[Start]
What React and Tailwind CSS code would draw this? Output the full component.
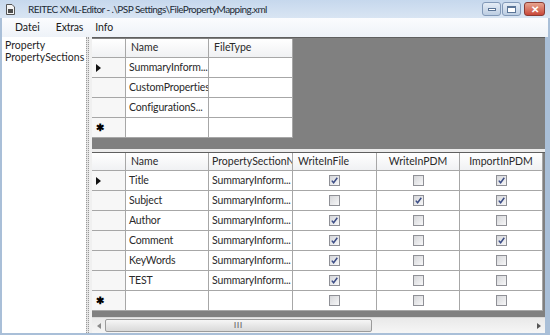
import React from 'react';

const upperRows = [
  { name: 'SummaryInform...', sel: true, current: true },
  { name: 'CustomProperties' },
  { name: 'ConfigurationS...' },
];

const lowerRows = [
  { name: 'Title', section: 'SummaryInform...', file: true, pdm: false, imp: true, sel: true },
  { name: 'Subject', section: 'SummaryInform...', file: false, pdm: true, imp: true },
  { name: 'Author', section: 'SummaryInform...', file: true, pdm: false, imp: false },
  { name: 'Comment', section: 'SummaryInform...', file: true, pdm: false, imp: true },
  { name: 'KeyWords', section: 'SummaryInform...', file: true, pdm: false, imp: false },
  { name: 'TEST', section: 'SummaryInform...', file: true, pdm: false, imp: false },
];

function Check({ on }) {
  return (
    <span className="w-[11px] h-[11px] border border-[#8f9096] bg-linear-to-br from-[#d6d7da] to-[#f7f7f8] flex items-center justify-center">
      {on && (
        <svg width="9" height="9" viewBox="0 0 9 9">
          <path d="M1.8 4.6 L3.6 6.8 L7.3 1.8" stroke="#3c4d86" strokeWidth="1.5" fill="none" />
        </svg>
      )}
    </span>
  );
}

function RowHead({ mark }) {
  return (
    <div className="border-r border-b border-[#a7a7a7] bg-[#f7f7f7] flex items-center pl-[4px] leading-none text-black">
      {mark === 'arrow' && (
        <svg width="5" height="8" viewBox="0 0 5 8">
          <path d="M0 0 L5 4 L0 8 Z" fill="#111" />
        </svg>
      )}
      {mark === 'new' && <span className="text-[10px] font-bold -mt-[1px]">✱</span>}
    </div>
  );
}

const head = 'border-r border-b border-[#a7a7a7] bg-linear-to-b from-white to-[#f0f1f3] px-[5px] flex items-center overflow-hidden whitespace-nowrap text-[#2a2a2a]';
const cell = 'border-r border-b border-[#a7a7a7] bg-white px-[3px] flex items-center overflow-hidden whitespace-nowrap text-[#2a2a2a] tracking-[-0.15px]';
const boxCell = 'border-r border-b border-[#a7a7a7] bg-white flex items-center justify-center';

export default function App() {
  return (
    <div className="w-[550px] h-[335px] flex flex-col bg-[#a9bfd8] font-['Lato',sans-serif] text-[10.5px] overflow-hidden">
      {/* title bar */}
      <div className="h-[18px] flex items-center bg-linear-to-b from-[#c6d8ed] to-[#d9e5f3] pl-[6px] pr-[5px]">
        <svg width="9" height="11" viewBox="0 0 9 11" className="mr-[13px]">
          <path d="M0.5 0.5 H6 L8.5 3 V10.5 H0.5 Z" fill="#f4f4f4" stroke="#555" />
          <rect x="2" y="5" width="5" height="4" fill="#4d4d4d" />
        </svg>
        <span className="text-[10px] tracking-[-0.55px] text-[#222b36]">REITEC XML-Editor - .\PSP Settings\FilePropertyMapping.xml</span>
        <div className="ml-auto flex items-start h-full pt-[2px] gap-[1px]">
          <div className="w-[19px] h-[14px] rounded-[3px] border border-[#8299b8] bg-linear-to-b from-[#e5edf6] to-[#bccde2] flex items-end justify-center pb-[4px]">
            <span className="w-[8px] h-[3px] bg-white border border-[#5b7597]" />
          </div>
          <div className="w-[19px] h-[14px] rounded-[3px] border border-[#8299b8] bg-linear-to-b from-[#e5edf6] to-[#bccde2] flex items-center justify-center">
            <span className="w-[9px] h-[7px] border border-[#5b7597] border-t-[2px] bg-white" />
          </div>
          <div className="ml-[2px] w-[21px] h-[14px] rounded-[3px] border border-[#8a3b33] bg-linear-to-b from-[#e6a38f] to-[#c8463a] flex items-center justify-center">
            <span className="text-white text-[10px] font-bold leading-none">✕</span>
          </div>
        </div>
      </div>

      {/* menu bar */}
      <div className="h-[19px] flex items-center bg-linear-to-b from-[#fbfcfe] to-[#eef2f8] mx-[2px] text-[#1b1b1b]">
        <span className="ml-[13px]">Datei</span>
        <span className="ml-[16px] tracking-[-0.2px]">Extras</span>
        <span className="ml-[12px]">Info</span>
      </div>

      {/* content */}
      <div className="flex-1 flex mx-[2px] mb-[2px] mr-[5px] bg-[#f0f0f0] min-h-0">
        <div className="w-[84px] bg-white flex flex-col pl-[3px] pt-[2px] leading-[12px] text-[#1f1f1f]">
          <span>Property</span>
          <span>PropertySections</span>
        </div>
        <div className="w-[6px] flex">
          <div className="w-[3px] border-x border-dotted border-[#9a9a9a] bg-[#e4e4e4]" />
          <div className="w-[3px] bg-[#f0f0f0]" />
        </div>

        <div className="flex-1 flex flex-col min-w-0">
          {/* upper grid */}
          <div className="h-[112px] bg-[#808080] border-t border-[#5f5f5f] pt-[1px]">
            <div className="grid grid-cols-[34px_83px_84px] grid-rows-[19px_20px_20px_20px_20px] w-[201px]">
              <div className={head} />
              <div className={head}>Name</div>
              <div className={head}>FileType</div>
              {upperRows.map((r, i) => (
                <React.Fragment key={i}>
                  <RowHead mark={r.current ? 'arrow' : null} />
                  <div className={`${cell} ${r.sel ? 'bg-[#cde8f8]' : ''}`}>{r.name}</div>
                  <div className={cell} />
                </React.Fragment>
              ))}
              <RowHead mark="new" />
              <div className={cell} />
              <div className={cell} />
            </div>
          </div>

          {/* splitter */}
          <div className="h-[3px] bg-[#ececec]" />

          {/* lower grid */}
          <div className="flex-1 bg-[#808080] border-t border-[#5f5f5f] flex flex-col min-h-0">
            <div className="grid grid-cols-[34px_83px_84px_84px_83px_83px] grid-rows-[18px_20px_20px_20px_20px_20px_20px_20px] w-[451px]">
              <div className={head} />
              <div className={head}>Name</div>
              <div className={`${head} !px-[3px]`}>PropertySectionName</div>
              <div className={head}>WriteInFile</div>
              <div className={`${head} justify-center`}>WriteInPDM</div>
              <div className={`${head} justify-center`}>ImportInPDM</div>
              {lowerRows.map((r, i) => (
                <React.Fragment key={i}>
                  <RowHead mark={i === 0 ? 'arrow' : null} />
                  <div className={`${cell} ${r.sel ? 'bg-[#cde8f8]' : ''}`}>{r.name}</div>
                  <div className={cell}>{r.section}</div>
                  <div className={boxCell}><Check on={r.file} /></div>
                  <div className={boxCell}><Check on={r.pdm} /></div>
                  <div className={boxCell}><Check on={r.imp} /></div>
                </React.Fragment>
              ))}
              <RowHead mark="new" />
              <div className={cell} />
              <div className={cell} />
              <div className={boxCell}><Check /></div>
              <div className={boxCell}><Check /></div>
              <div className={boxCell}><Check /></div>
            </div>
            <div className="flex-1" />
            {/* horizontal scrollbar */}
            <div className="h-[16px] bg-linear-to-b from-[#e9e9e9] to-[#f6f6f6] border-t border-[#d8d8d8] flex items-center">
              <span className="w-[13px] flex justify-center">
                <svg width="4" height="6" viewBox="0 0 4 6"><path d="M4 0 L0 3 L4 6 Z" fill="#8a8a8a" /></svg>
              </span>
              <div className="w-[267px] h-[13px] rounded-[2px] border border-[#9b9b9b] bg-linear-to-b from-[#f6f6f6] to-[#d9d9d9] flex items-center justify-center">
                <span className="text-[7px] leading-none text-[#6d6d6d] tracking-[1px] font-bold">III</span>
              </div>
              <div className="flex-1" />
              <span className="w-[13px] flex justify-center">
                <svg width="4" height="6" viewBox="0 0 4 6"><path d="M0 0 L4 3 L0 6 Z" fill="#555" /></svg>
              </span>
            </div>
          </div>
        </div>
      </div>
    </div>
  );
}
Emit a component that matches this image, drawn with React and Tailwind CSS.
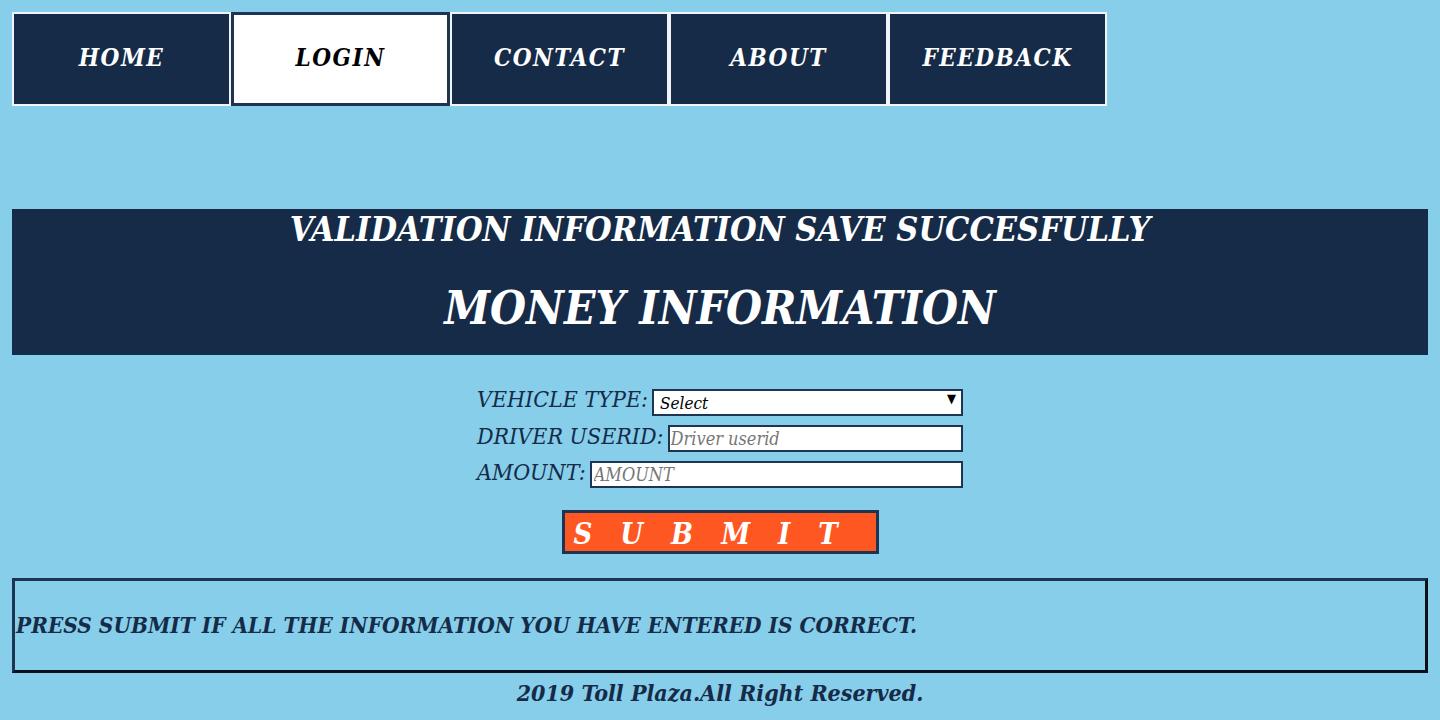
import { useState } from "react";

const NAV = ["HOME", "LOGIN", "CONTACT", "ABOUT", "FEEDBACK"];

export default function App() {
  const [active] = useState("LOGIN");
  const [vehicle, setVehicle] = useState("");
  const [userid, setUserid] = useState("");
  const [amount, setAmount] = useState("");

  return (
    <div className="min-h-[720px] w-full bg-[#87ceeb] font-['DejaVu_Serif',serif] font-stretch-condensed italic text-[#152b48]">
      {/* Barra de navegación */}
      <nav className="flex pl-3 pt-3">
        {NAV.map((item) =>
          item === active ? (
            <a
              key={item}
              href="#"
              className="flex h-[94px] w-[219px] items-center justify-center border-[3px] border-[#1d3553] bg-white pb-[2px] text-[24px] font-bold tracking-[1.5px] text-black"
            >
              {item}
            </a>
          ) : (
            <a
              key={item}
              href="#"
              className="flex h-[94px] w-[219px] items-center justify-center border-2 border-[#f0f4f8] bg-[#152b48] pb-[2px] text-[24px] font-bold tracking-[1.5px] text-white"
            >
              {item}
            </a>
          )
        )}
      </nav>

      {/* Cabecera */}
      <header className="mx-3 mt-[103px] flex h-[146px] flex-col items-center bg-[#152b48] text-white">
        <h2 className="mt-[-5px] text-[34px] font-bold leading-[50px]">
          VALIDATION INFORMATION SAVE SUCCESFULLY
        </h2>
        <h1 className="mt-[24px] text-[46px] font-bold leading-[60px]">
          MONEY INFORMATION
        </h1>
      </header>

      {/* Formulario */}
      <form className="mt-[33px] flex flex-col items-center text-[23px]">
        <div className="flex h-[27px] w-[486px] items-center">
          <label className="mb-[4px] mr-[4px] whitespace-nowrap">VEHICLE TYPE:</label>
          <div className="relative flex-1">
            <select
              value={vehicle}
              onChange={(e) => setVehicle(e.target.value)}
              className="h-[27px] w-full appearance-none border-2 border-[#1d3553] bg-white pl-[6px] text-[17px] text-black"
            >
              <option value="">Select</option>
              <option value="car">Car</option>
              <option value="truck">Truck</option>
              <option value="bus">Bus</option>
            </select>
            <span className="pointer-events-none absolute right-[7px] top-[5px] text-[13px] not-italic text-black">
              ▼
            </span>
          </div>
        </div>
        <div className="mt-[10px] flex h-[27px] w-[486px] items-center">
          <label className="mb-[4px] mr-[4px] whitespace-nowrap">DRIVER USERID:</label>
          <input
            value={userid}
            onChange={(e) => setUserid(e.target.value)}
            placeholder="Driver userid"
            className="h-[27px] min-w-0 flex-1 border-2 border-[#1d3553] bg-white pl-[1px] text-[18px] text-black placeholder:text-[#767676]"
          />
        </div>
        <div className="mt-[9px] flex h-[27px] w-[486px] items-center">
          <label className="mb-[4px] mr-[4px] whitespace-nowrap">AMOUNT:</label>
          <input
            value={amount}
            onChange={(e) => setAmount(e.target.value)}
            placeholder="AMOUNT"
            className="h-[27px] min-w-0 flex-1 border-2 border-[#1d3553] bg-white pl-[2px] text-[18px] text-black placeholder:text-[#767676]"
          />
        </div>
        <button
          type="button"
          className="mt-[22px] h-[44px] w-[317px] border-[3px] border-[#1d3553] bg-[#ff5722] pl-[9px] text-left text-[29px] font-bold tracking-[28px] text-white"
        >
          SUBMIT
        </button>
      </form>

      {/* Aviso */}
      <div className="mx-3 mt-[24px] flex h-[95px] items-center border-[3px] border-t-[#1d3553] border-l-[#1d3553] border-r-[#0a0f18] border-b-[#0a0f18] pl-[1px] text-[22.4px] font-bold">
        PRESS SUBMIT IF ALL THE INFORMATION YOU HAVE ENTERED IS CORRECT.
      </div>

      <footer className="mt-[3px] text-center text-[23px] font-bold">
        2019 Toll Plaza.All Right Reserved.
      </footer>
    </div>
  );
}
[End]
» PROBLEM DETAILS
For the material above, give again only the lines starting at the line that contains "Emit a component" and ending at the line that contains "const [amount, setAmount]". Pictures do not belong in the copy.

» COMPLETE OUTPUT
Emit a component that matches this image, drawn with React and Tailwind CSS.
import { useState } from "react";

const NAV = ["HOME", "LOGIN", "CONTACT", "ABOUT", "FEEDBACK"];

export default function App() {
  const [active] = useState("LOGIN");
  const [vehicle, setVehicle] = useState("");
  const [userid, setUserid] = useState("");
  const [amount, setAmount] = useState("");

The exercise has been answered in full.